IDF intel officer testifies in NY on PA’s ‘revolving door policy’ for terrorists

Dozens of survivors of terrorist attacks may testify in a trial expected to last up to three months.

A bus burns where a car bomb exploded at Beit Lid junction near Netanya, September 9, 2001 (photo credit: REUTERS)
A bus burns where a car bomb exploded at Beit Lid junction near Netanya, September 9, 2001
(photo credit: REUTERS)
Lt.-Col. (res.) Alon Eviatar, who led 50 IDF intelligence officers in a unit focused on Palestinian terrorism, testified for the plaintiffs in the terrorism case against the Palestinian Authority in Manhattan federal court on Thursday.
The court and the plaintiffs explained to the jury that Eviatar, with 15 years specializing in Palestinian affairs, would cover what he called the PA’s “revolving door policy” in loudly arresting and then quietly releasing terrorists.
Eviatar discussed how he founded and served as head investigator of a unit specializing in the civilian affairs of Hamas in the West Bank. “We identified strong connections between the civil apparatus of Hamas and the terror apparatus of Hamas,” he said.
Dozens of survivors of terrorist attacks may testify in a trial expected to last up to three months.
The defense denies the allegations and says that any PA employees involved in terrorism acted on their own.
The former intelligence officer talked about the relationships between the PLO, the PA, Fatah, the Aksa Martyrs Brigades, and most important, between the PA and Hamas.
The defense raised strident objections to the plaintiff’s expert witness explaining the joint obligations of Israel and the PA to provide security set forth in the Oslo Accords.
“I move for a mistrial,” said defense counsel Mark Rochon.
He said he assumed the plaintiffs were going to introduce political issues into a personal injury trial.
US District Judge George G. Daniels overruled the defense’s objections, waving off the movement for a mistrial and explaining that the Oslo Accords were already in evidence.
A centerpiece of the plaintiffs’ case is that the PA supported Hamas terrorist attacks not only ideologically but also by providing weapons, money and logistical support.
Shurat Hadin – Israel Law Center director Nitsana Darshan- Leitner said, “Eviatar is testifying that the statements and terrorist attacks which were perpetrated by the employees of the Palestinian Authority were carried out to further the defendants’ official policy of using violence when the peace process stalled.”
Plaintiffs’ trial lawyer Kent Yalowitz said Eviatar’s testimony would show that the “official policies enacted by the PA into law” had “directly supported and encouraged the terror apparatus.”

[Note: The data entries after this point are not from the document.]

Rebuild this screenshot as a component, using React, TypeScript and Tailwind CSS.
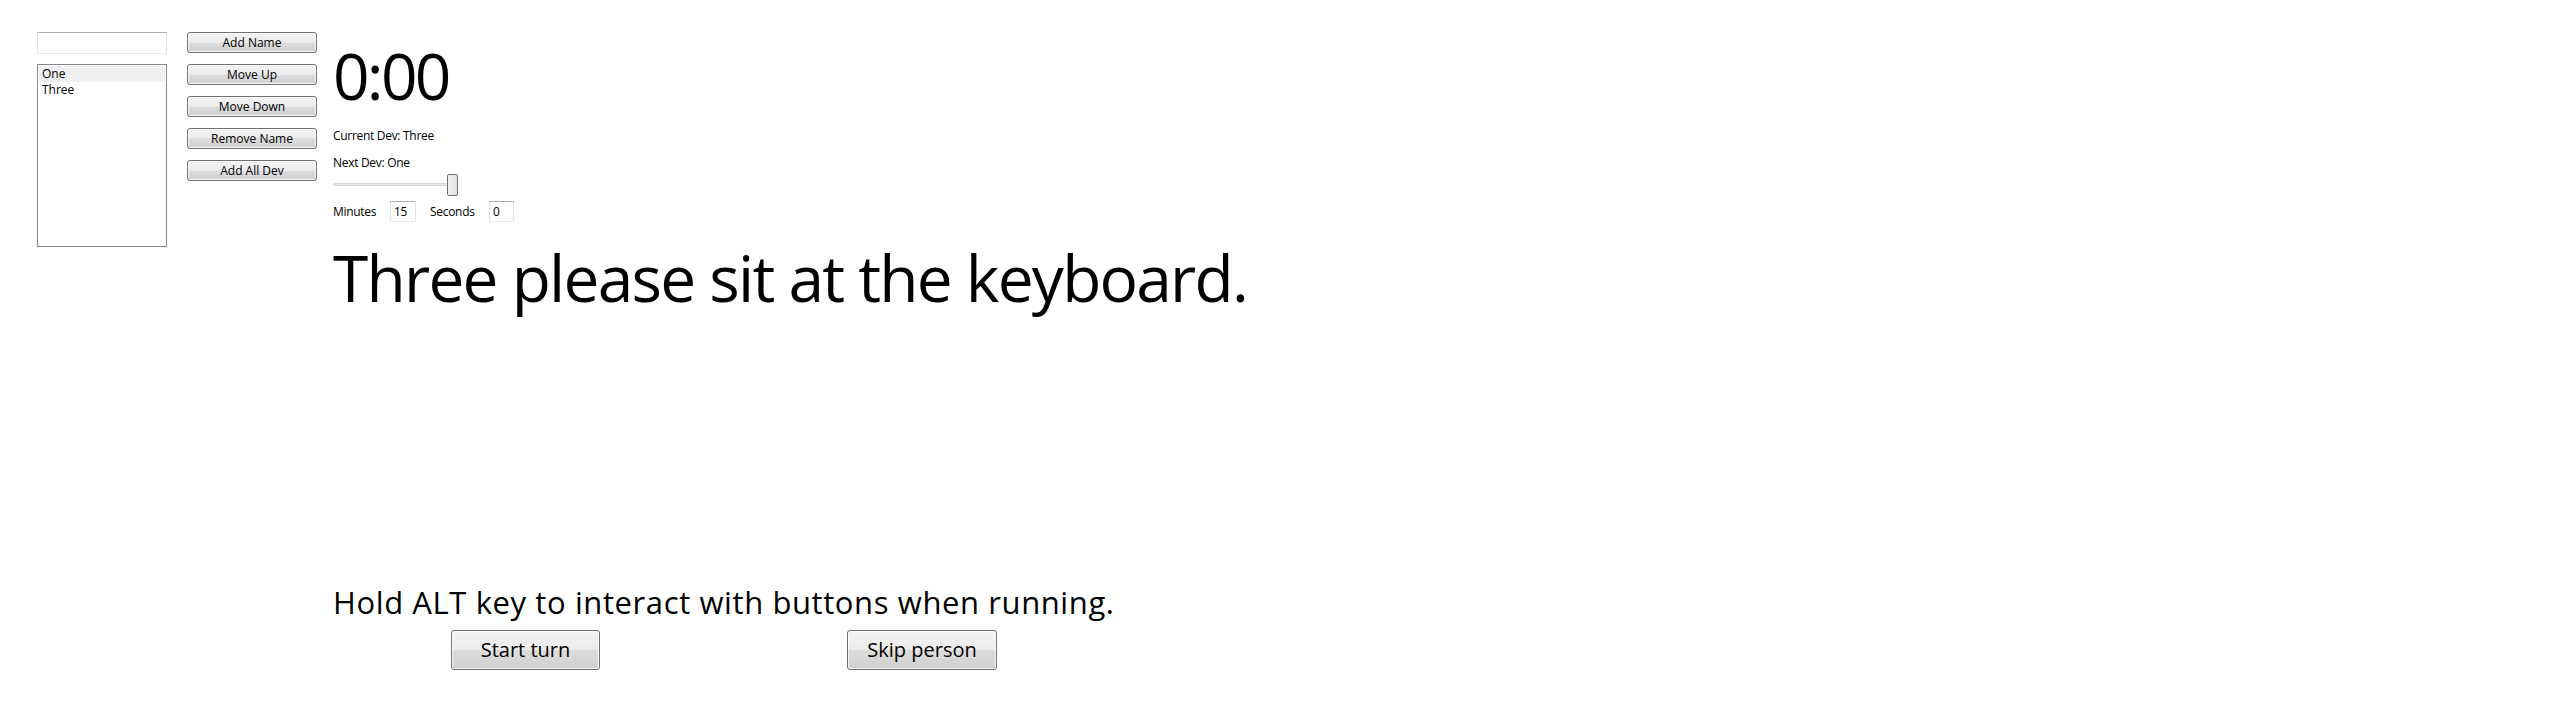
import React from 'react';

const font = { fontFamily: '"Open Sans", "Noto Sans", sans-serif' };

function AeroButton({ label, className }: { label: string; className: string }) {
  return (
    <button
      className={`rounded-[3px] border border-[#707070] bg-[linear-gradient(to_bottom,#f3f3f3_0%,#ebebeb_50%,#dddddd_50%,#cfcfcf_100%)] text-black shadow-[inset_0_0_0_1px_rgba(255,255,255,0.8)] flex items-center justify-center leading-none ${className}`}
    >
      {label}
    </button>
  );
}

export default function App() {
  const names = ['One', 'Three'];
  const sideButtons = ['Add Name', 'Move Up', 'Move Down', 'Remove Name', 'Add All Dev'];

  return (
    <div className="w-[2560px] h-[720px] bg-white text-black flex overflow-hidden" style={font}>
      {/* names column */}
      <div className="ml-[37px] mt-[32px] flex flex-col w-[130px]">
        <input
          className="h-[22px] w-full border border-[#abadb3] border-l-[#e2e3ea] border-r-[#e2e3ea] border-b-[#e3e9ef] outline-none px-1 text-[12px]"
        />
        <div className="mt-[10px] h-[183px] w-full border border-[#828790] p-[1px] flex flex-col">
          {names.map((n, i) => (
            <div
              key={n}
              className={`h-[16px] px-[3px] text-[12px] leading-[16px] ${i === 0 ? 'bg-[#f0f0f0]' : ''}`}
            >
              {n}
            </div>
          ))}
        </div>
      </div>

      {/* side buttons */}
      <div className="ml-[20px] mt-[32px] flex flex-col gap-[11px] w-[130px]">
        {sideButtons.map((b) => (
          <AeroButton key={b} label={b} className="h-[21px] w-full text-[12px]" />
        ))}
      </div>

      {/* main */}
      <div className="ml-[16px] flex flex-col">
        <div className="mt-[44px] text-[64px] leading-[64px] tracking-[-2.75px]">0:00</div>
        <div className="mt-[20px] text-[12px] leading-[16px] tracking-[-0.3px]">Current Dev: Three</div>
        <div className="mt-[11px] text-[12px] leading-[16px] tracking-[-0.3px]">Next Dev: One</div>

        <div className="mt-[3px] relative h-[22px] w-[124px]">
          <div className="absolute left-0 right-0 top-[9px] h-[3px] rounded-sm border border-[#d6d6d6] bg-[#e7eaea]" />
          <div className="absolute left-[114px] top-0 w-[11px] h-[22px] rounded-[2px] border border-[#707070] bg-[linear-gradient(to_right,#f2f2f2,#e0e0e0)]" />
        </div>

        <div className="mt-[5px] flex items-center text-[12px] tracking-[-0.3px]">
          <span className="w-[57px]">Minutes</span>
          <div className="h-[21px] w-[26px] border border-[#abadb3] border-l-[#e2e3ea] border-r-[#e2e3ea] border-b-[#e3e9ef] px-[3px] pt-[2px] leading-[16px]">15</div>
          <span className="ml-[14px] w-[59px]">Seconds</span>
          <div className="h-[21px] w-[25px] border border-[#abadb3] border-l-[#e2e3ea] border-r-[#e2e3ea] border-b-[#e3e9ef] px-[3px] pt-[2px] leading-[16px]">0</div>
        </div>

        <div className="mt-[24px] text-[64px] leading-[64px] tracking-[-1.75px] whitespace-nowrap">Three please sit at the keyboard.</div>

        <div className="mt-[277px] text-[31px] leading-[31px] tracking-[0.6px] whitespace-nowrap">
          Hold ALT key to interact with buttons when running.
        </div>
        <div className="mt-[12px] flex">
          <AeroButton label="Start turn" className="ml-[118px] h-[40px] w-[149px] text-[20px]" />
          <AeroButton label="Skip person" className="ml-[247px] h-[40px] w-[150px] text-[20px]" />
        </div>
      </div>
    </div>
  );
}
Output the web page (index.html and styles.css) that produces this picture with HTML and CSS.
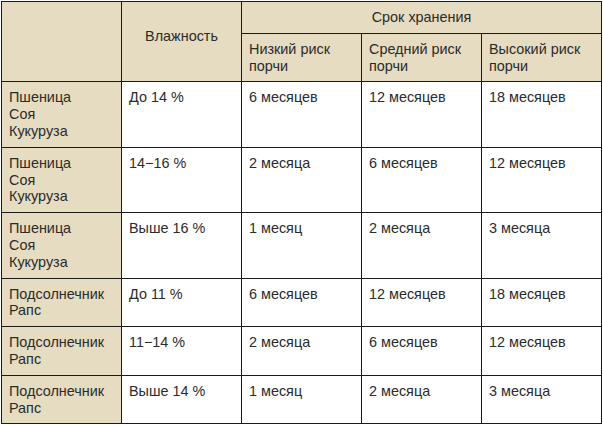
FILE: index.html
```html
<!DOCTYPE html>
<html lang="ru">
<head>
<meta charset="utf-8">
<title>Сроки хранения</title>
<link rel="stylesheet" href="styles.css">
</head>
<body>
<table class="storage">
  <colgroup>
    <col class="c"><col class="c"><col class="c"><col class="c"><col class="c">
  </colgroup>
  <thead>
    <tr>
      <th class="blank" rowspan="2"></th>
      <th class="hum" rowspan="2">Влажность</th>
      <th class="span" colspan="3">Срок хранения</th>
    </tr>
    <tr>
      <th class="sub">Низкий риск<br>порчи</th>
      <th class="sub">Средний риск<br>порчи</th>
      <th class="sub">Высокий риск<br>порчи</th>
    </tr>
  </thead>
  <tbody>
    <tr>
      <th class="crop">Пшеница<br>Соя<br>Кукуруза</th>
      <td>До 14 %</td><td>6 месяцев</td><td>12 месяцев</td><td>18 месяцев</td>
    </tr>
    <tr>
      <th class="crop">Пшеница<br>Соя<br>Кукуруза</th>
      <td>14−16 %</td><td>2 месяца</td><td>6 месяцев</td><td>12 месяцев</td>
    </tr>
    <tr>
      <th class="crop">Пшеница<br>Соя<br>Кукуруза</th>
      <td>Выше 16 %</td><td>1 месяц</td><td>2 месяца</td><td>3 месяца</td>
    </tr>
    <tr>
      <th class="crop">Подсолнечник<br>Рапс</th>
      <td>До 11 %</td><td>6 месяцев</td><td>12 месяцев</td><td>18 месяцев</td>
    </tr>
    <tr>
      <th class="crop">Подсолнечник<br>Рапс</th>
      <td>11−14 %</td><td>2 месяца</td><td>6 месяцев</td><td>12 месяцев</td>
    </tr>
    <tr>
      <th class="crop">Подсолнечник<br>Рапс</th>
      <td>Выше 14 %</td><td>1 месяц</td><td>2 месяца</td><td>3 месяца</td>
    </tr>
  </tbody>
</table>
</body>
</html>
```

FILE: styles.css
```css
html, body {
  margin: 0;
  padding: 0;
  background: #ffffff;
}
body {
  padding: 1px 0 0 1px;
  font-family: "Liberation Sans", Arial, sans-serif;
  font-size: 14.4px;
  color: #2b2b2b;
}
.storage {
  border-collapse: collapse;
  table-layout: fixed;
  width: 601px;
}
.storage .c {
  width: 120px;
}
.storage th,
.storage td {
  border: 1px solid #1a1a1a;
  padding: 7px 7px;
  line-height: 16.8px;
  font-weight: normal;
  text-align: left;
  vertical-align: top;
  background: #ffffff;
}
.storage thead th {
  background: #e6dcc1;
}
.storage th.crop {
  background: #e6dcc1;
}
.storage th.hum {
  text-align: center;
  vertical-align: middle;
  padding-bottom: 17px;
}
.storage th.span {
  text-align: center;
}
```
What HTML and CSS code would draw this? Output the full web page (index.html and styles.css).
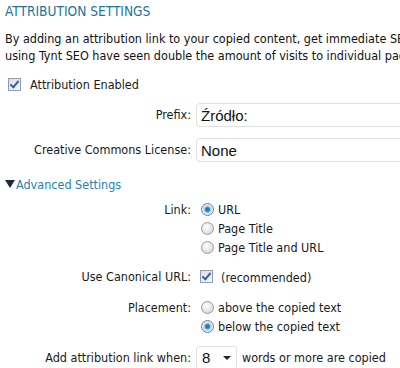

The defendants continued an aggressive strategy of objecting regularly to the plaintiffs’ questions and evidence, likely to throw off the plaintiffs’ rhythm and to keep out various evidence on substantive grounds.
Earlier, the PA’s defense lawyers cross-examined another plaintiffs’ expert witness, Nick Kaufman, trying to minimize the importance of his testimony about IDF court judgments against PA employees by arguing that he had not been an IDF prosecutor, but an IDF judge, and had not been present for all of the cases he was discussing.